Extract each line of the material that follows exactly and omit its pictures.

-- start AVAILABLE DATA --

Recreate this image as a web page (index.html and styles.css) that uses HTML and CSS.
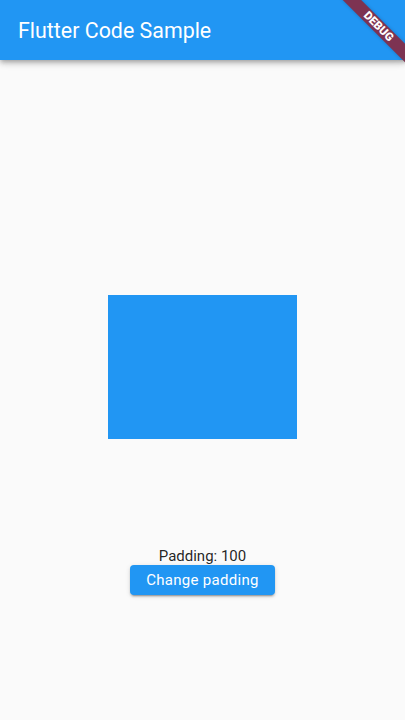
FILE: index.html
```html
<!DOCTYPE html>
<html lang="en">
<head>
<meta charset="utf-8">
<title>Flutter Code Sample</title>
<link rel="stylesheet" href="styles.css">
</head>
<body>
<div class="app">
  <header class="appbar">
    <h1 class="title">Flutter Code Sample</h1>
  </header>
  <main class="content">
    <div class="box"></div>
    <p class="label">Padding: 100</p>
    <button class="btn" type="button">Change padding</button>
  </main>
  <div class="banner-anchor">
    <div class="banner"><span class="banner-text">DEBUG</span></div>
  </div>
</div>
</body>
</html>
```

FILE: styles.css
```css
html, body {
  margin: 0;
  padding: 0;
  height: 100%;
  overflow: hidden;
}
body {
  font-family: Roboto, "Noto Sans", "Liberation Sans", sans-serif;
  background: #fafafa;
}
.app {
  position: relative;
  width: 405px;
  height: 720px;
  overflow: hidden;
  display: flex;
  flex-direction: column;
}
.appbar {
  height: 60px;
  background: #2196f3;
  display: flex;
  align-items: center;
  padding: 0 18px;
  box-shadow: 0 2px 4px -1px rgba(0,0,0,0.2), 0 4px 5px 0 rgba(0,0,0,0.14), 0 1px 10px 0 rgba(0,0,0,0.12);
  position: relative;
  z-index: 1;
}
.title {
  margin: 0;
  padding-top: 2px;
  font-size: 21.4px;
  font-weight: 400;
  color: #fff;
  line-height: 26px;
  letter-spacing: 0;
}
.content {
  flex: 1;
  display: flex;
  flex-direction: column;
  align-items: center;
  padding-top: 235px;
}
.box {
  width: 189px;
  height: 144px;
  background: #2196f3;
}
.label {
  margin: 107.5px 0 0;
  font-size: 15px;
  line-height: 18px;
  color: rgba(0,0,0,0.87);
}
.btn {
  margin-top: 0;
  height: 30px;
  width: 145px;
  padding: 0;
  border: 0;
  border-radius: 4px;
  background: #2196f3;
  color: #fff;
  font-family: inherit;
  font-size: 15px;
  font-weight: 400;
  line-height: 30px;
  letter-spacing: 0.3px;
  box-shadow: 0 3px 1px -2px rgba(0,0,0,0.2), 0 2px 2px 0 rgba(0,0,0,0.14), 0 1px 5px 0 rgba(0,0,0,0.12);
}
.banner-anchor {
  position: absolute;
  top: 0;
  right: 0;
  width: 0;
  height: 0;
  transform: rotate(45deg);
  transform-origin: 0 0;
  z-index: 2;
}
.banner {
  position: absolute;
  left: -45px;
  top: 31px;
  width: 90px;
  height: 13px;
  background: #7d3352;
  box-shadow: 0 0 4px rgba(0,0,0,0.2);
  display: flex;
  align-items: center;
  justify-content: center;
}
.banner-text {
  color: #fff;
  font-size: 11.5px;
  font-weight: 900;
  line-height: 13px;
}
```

-- end AVAILABLE DATA --

THE ANSWER ->
Recreate this image as a web page (index.html and styles.css) that uses HTML and CSS.
FILE: index.html
```html
<!DOCTYPE html>
<html lang="en">
<head>
<meta charset="utf-8">
<title>Flutter Code Sample</title>
<link rel="stylesheet" href="styles.css">
</head>
<body>
<div class="app">
  <header class="appbar">
    <h1 class="title">Flutter Code Sample</h1>
  </header>
  <main class="content">
    <div class="box"></div>
    <p class="label">Padding: 100</p>
    <button class="btn" type="button">Change padding</button>
  </main>
  <div class="banner-anchor">
    <div class="banner"><span class="banner-text">DEBUG</span></div>
  </div>
</div>
</body>
</html>
```

FILE: styles.css
```css
html, body {
  margin: 0;
  padding: 0;
  height: 100%;
  overflow: hidden;
}
body {
  font-family: Roboto, "Noto Sans", "Liberation Sans", sans-serif;
  background: #fafafa;
}
.app {
  position: relative;
  width: 405px;
  height: 720px;
  overflow: hidden;
  display: flex;
  flex-direction: column;
}
.appbar {
  height: 60px;
  background: #2196f3;
  display: flex;
  align-items: center;
  padding: 0 18px;
  box-shadow: 0 2px 4px -1px rgba(0,0,0,0.2), 0 4px 5px 0 rgba(0,0,0,0.14), 0 1px 10px 0 rgba(0,0,0,0.12);
  position: relative;
  z-index: 1;
}
.title {
  margin: 0;
  padding-top: 2px;
  font-size: 21.4px;
  font-weight: 400;
  color: #fff;
  line-height: 26px;
  letter-spacing: 0;
}
.content {
  flex: 1;
  display: flex;
  flex-direction: column;
  align-items: center;
  padding-top: 235px;
}
.box {
  width: 189px;
  height: 144px;
  background: #2196f3;
}
.label {
  margin: 107.5px 0 0;
  font-size: 15px;
  line-height: 18px;
  color: rgba(0,0,0,0.87);
}
.btn {
  margin-top: 0;
  height: 30px;
  width: 145px;
  padding: 0;
  border: 0;
  border-radius: 4px;
  background: #2196f3;
  color: #fff;
  font-family: inherit;
  font-size: 15px;
  font-weight: 400;
  line-height: 30px;
  letter-spacing: 0.3px;
  box-shadow: 0 3px 1px -2px rgba(0,0,0,0.2), 0 2px 2px 0 rgba(0,0,0,0.14), 0 1px 5px 0 rgba(0,0,0,0.12);
}
.banner-anchor {
  position: absolute;
  top: 0;
  right: 0;
  width: 0;
  height: 0;
  transform: rotate(45deg);
  transform-origin: 0 0;
  z-index: 2;
}
.banner {
  position: absolute;
  left: -45px;
  top: 31px;
  width: 90px;
  height: 13px;
  background: #7d3352;
  box-shadow: 0 0 4px rgba(0,0,0,0.2);
  display: flex;
  align-items: center;
  justify-content: center;
}
.banner-text {
  color: #fff;
  font-size: 11.5px;
  font-weight: 900;
  line-height: 13px;
}
```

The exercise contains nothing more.